Understanding Cryptocurrency in Estate Planning
When cryptocurrencies first emerged, they were heralded as a revolutionary alternative to the highly regulated banking systems. The idea of a currency devoid of government oversight was appealing to many. However, this lack of regulation poses significant challenges when it comes to estate planning and succession. In cases of death or disability, there is no customer service or help desk to facilitate the transfer of these digital assets to heirs or legal representatives. The maxim “not my key, not my coin” is particularly relevant here. Without proper access to the private keys and a well-thought-out succession plan, these digital assets could be lost forever.
The Need for a Cryptocurrency Succession Plan
Planning for the future, including the inevitable event of death or incapacity, is crucial for cryptocurrency holders. Traditional methods of estate planning don’t suffice for these digital assets. An effective succession plan is essential to ensure that your valuable cryptocurrencies are not lost and can be transferred to your intended beneficiaries. This involves not just planning for after death, but also considering scenarios of incapacity and making inter vivos (during life) gifts.

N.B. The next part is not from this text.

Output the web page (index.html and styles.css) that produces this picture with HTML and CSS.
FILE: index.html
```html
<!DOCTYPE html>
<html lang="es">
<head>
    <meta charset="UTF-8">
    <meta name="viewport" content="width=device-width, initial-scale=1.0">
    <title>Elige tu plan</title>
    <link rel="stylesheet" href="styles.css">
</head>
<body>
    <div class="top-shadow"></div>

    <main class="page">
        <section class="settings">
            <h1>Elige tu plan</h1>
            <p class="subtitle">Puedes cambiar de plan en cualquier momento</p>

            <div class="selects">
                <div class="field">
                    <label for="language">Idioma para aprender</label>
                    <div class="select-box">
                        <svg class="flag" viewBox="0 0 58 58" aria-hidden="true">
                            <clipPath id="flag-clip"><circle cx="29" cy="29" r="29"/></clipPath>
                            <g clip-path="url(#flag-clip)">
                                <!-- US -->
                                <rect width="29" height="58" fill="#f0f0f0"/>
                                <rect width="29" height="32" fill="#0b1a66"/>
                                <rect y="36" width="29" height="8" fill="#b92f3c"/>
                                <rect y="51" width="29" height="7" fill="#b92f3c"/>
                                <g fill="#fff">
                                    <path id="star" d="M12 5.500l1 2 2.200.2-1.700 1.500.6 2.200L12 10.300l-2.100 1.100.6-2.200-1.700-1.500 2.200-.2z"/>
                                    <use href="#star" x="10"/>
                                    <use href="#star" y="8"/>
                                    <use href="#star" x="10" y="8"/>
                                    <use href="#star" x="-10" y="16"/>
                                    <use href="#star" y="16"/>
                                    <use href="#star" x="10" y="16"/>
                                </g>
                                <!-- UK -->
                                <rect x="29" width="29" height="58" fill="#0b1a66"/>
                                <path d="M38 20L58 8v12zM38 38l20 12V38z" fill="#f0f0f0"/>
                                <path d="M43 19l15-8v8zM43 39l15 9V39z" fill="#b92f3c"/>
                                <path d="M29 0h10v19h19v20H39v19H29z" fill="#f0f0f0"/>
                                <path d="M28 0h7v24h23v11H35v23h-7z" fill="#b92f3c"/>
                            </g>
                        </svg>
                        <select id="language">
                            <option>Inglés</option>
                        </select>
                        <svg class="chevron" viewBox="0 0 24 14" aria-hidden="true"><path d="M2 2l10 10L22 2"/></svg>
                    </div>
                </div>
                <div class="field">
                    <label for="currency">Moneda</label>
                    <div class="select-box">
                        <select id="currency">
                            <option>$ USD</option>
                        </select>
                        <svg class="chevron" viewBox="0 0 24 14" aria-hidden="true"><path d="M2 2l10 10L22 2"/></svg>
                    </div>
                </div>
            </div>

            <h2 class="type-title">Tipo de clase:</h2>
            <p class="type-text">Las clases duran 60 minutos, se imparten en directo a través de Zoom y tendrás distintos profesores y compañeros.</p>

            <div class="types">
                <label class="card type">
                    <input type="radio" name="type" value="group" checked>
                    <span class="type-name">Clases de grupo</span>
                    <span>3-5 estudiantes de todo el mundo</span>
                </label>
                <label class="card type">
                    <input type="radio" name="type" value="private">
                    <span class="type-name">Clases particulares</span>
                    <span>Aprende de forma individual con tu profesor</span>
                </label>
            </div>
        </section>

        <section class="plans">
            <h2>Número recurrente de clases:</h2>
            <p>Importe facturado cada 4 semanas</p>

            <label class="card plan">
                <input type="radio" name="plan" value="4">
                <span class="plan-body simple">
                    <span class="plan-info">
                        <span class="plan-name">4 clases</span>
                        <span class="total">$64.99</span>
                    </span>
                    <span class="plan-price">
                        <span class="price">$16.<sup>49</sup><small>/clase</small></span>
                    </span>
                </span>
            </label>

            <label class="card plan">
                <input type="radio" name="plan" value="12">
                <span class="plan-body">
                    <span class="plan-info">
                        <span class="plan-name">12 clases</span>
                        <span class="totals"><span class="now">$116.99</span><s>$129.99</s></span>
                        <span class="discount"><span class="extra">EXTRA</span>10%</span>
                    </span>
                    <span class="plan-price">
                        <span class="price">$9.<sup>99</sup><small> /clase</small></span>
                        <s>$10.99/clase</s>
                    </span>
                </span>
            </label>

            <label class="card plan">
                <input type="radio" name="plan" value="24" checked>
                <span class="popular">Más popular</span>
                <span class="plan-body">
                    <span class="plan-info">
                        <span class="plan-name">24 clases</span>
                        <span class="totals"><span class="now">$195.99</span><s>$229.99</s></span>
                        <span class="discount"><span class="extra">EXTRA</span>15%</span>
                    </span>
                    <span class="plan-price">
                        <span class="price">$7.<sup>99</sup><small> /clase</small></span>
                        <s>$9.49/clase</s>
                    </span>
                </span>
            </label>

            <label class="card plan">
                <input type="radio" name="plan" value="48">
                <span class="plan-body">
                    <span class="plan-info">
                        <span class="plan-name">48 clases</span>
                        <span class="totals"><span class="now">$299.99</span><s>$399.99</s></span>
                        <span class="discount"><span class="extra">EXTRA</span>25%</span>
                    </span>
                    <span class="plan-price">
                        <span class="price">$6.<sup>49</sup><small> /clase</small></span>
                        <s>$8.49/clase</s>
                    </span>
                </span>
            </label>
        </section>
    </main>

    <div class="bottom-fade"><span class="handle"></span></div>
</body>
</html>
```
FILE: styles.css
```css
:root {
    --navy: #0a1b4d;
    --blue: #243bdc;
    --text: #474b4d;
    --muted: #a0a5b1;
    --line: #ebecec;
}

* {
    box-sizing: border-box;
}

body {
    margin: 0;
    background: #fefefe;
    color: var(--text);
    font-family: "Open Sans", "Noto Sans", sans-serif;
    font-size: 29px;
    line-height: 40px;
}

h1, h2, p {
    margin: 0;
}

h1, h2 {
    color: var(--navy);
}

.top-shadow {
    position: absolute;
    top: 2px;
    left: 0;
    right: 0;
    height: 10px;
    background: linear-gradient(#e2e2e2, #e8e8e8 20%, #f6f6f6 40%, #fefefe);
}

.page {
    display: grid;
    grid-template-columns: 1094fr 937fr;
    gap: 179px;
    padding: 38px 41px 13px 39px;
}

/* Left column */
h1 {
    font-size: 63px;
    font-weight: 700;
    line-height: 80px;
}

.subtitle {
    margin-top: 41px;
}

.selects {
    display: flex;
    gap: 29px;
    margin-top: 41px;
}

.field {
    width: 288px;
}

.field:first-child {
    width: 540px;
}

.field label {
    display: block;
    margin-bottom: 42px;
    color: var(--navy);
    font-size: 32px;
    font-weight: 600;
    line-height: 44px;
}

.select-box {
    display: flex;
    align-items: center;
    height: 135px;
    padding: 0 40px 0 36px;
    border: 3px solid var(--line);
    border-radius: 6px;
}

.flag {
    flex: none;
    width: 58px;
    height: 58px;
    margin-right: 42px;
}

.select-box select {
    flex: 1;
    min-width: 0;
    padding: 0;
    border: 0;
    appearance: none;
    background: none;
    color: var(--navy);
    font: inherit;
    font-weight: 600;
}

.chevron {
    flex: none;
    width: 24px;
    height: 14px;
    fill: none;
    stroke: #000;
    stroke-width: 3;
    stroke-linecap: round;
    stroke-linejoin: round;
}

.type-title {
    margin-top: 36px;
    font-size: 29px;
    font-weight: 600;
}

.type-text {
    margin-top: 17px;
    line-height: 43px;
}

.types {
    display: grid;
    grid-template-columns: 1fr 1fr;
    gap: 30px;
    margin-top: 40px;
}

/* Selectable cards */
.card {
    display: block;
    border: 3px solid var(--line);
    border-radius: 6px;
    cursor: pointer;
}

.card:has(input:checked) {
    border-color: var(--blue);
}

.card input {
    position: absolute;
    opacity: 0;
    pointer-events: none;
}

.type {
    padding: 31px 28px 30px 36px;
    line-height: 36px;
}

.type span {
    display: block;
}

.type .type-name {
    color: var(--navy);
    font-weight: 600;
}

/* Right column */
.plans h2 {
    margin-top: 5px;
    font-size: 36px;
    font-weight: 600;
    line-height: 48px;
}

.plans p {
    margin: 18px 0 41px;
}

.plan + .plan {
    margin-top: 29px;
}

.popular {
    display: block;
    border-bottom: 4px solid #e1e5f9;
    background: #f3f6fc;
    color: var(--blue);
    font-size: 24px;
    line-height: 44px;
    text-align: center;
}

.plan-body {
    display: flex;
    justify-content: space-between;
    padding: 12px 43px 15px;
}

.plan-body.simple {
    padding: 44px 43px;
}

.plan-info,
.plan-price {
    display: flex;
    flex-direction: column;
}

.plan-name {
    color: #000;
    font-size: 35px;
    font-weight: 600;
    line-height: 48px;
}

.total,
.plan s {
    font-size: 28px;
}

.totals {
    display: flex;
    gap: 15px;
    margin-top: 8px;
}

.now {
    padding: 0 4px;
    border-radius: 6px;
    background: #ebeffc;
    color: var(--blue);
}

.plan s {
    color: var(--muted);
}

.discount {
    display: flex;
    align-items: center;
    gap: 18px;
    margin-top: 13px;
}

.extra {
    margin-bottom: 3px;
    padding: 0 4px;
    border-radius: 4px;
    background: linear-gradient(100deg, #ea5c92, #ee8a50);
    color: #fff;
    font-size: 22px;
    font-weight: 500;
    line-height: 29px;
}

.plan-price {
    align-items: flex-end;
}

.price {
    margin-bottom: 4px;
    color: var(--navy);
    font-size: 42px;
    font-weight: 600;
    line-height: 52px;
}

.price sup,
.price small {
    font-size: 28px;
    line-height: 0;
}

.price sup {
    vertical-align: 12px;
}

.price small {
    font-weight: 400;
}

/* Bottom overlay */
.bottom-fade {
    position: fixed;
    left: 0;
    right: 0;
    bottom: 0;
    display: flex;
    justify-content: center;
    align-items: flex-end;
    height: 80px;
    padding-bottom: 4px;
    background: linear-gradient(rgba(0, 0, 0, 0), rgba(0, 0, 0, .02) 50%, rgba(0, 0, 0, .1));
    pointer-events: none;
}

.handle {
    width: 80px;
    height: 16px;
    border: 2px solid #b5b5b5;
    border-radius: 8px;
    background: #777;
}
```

Implementing Effective Strategies
In my practice, I’ve seen various strategies employed. Some clients prefer technological solutions, while others opt for the security of third-party custody of encryption keys. Given that cryptocurrencies are decentralized, choosing the right custodian becomes a critical decision. Additionally, transferring these assets into a corporate entity is another strategy that facilitates easier management and succession.
Addressing Fiduciary Concerns and Tax Implications
A key concern in cryptocurrency estate planning is the selection of a capable fiduciary. Given the volatility and security requirements of cryptocurrencies, choosing a fiduciary with the necessary expertise is paramount. Moreover, the tax treatment of cryptocurrencies, as clarified by the IRS, is akin to property rather than currency. This means capital gains tax considerations are similar to those for stocks.
Gifting Cryptocurrency and Charitable Donations
For those looking to share their cryptocurrency wealth with family or charitable causes, understanding the timing and tax implications is essential. Gifting during periods of low valuation (‘crypto winters’) can be advantageous, and charitable donations of cryptocurrencies can yield significant tax benefits.
As an estate planning attorney who deals with the nuances of digital assets, I find the integration of cryptocurrency into estate plans both fascinating and challenging. It’s crucial for anyone holding these digital assets to seek expert advice and carefully plan for their succession to ensure their hard-earned digital wealth is preserved and passed on according to their wishes.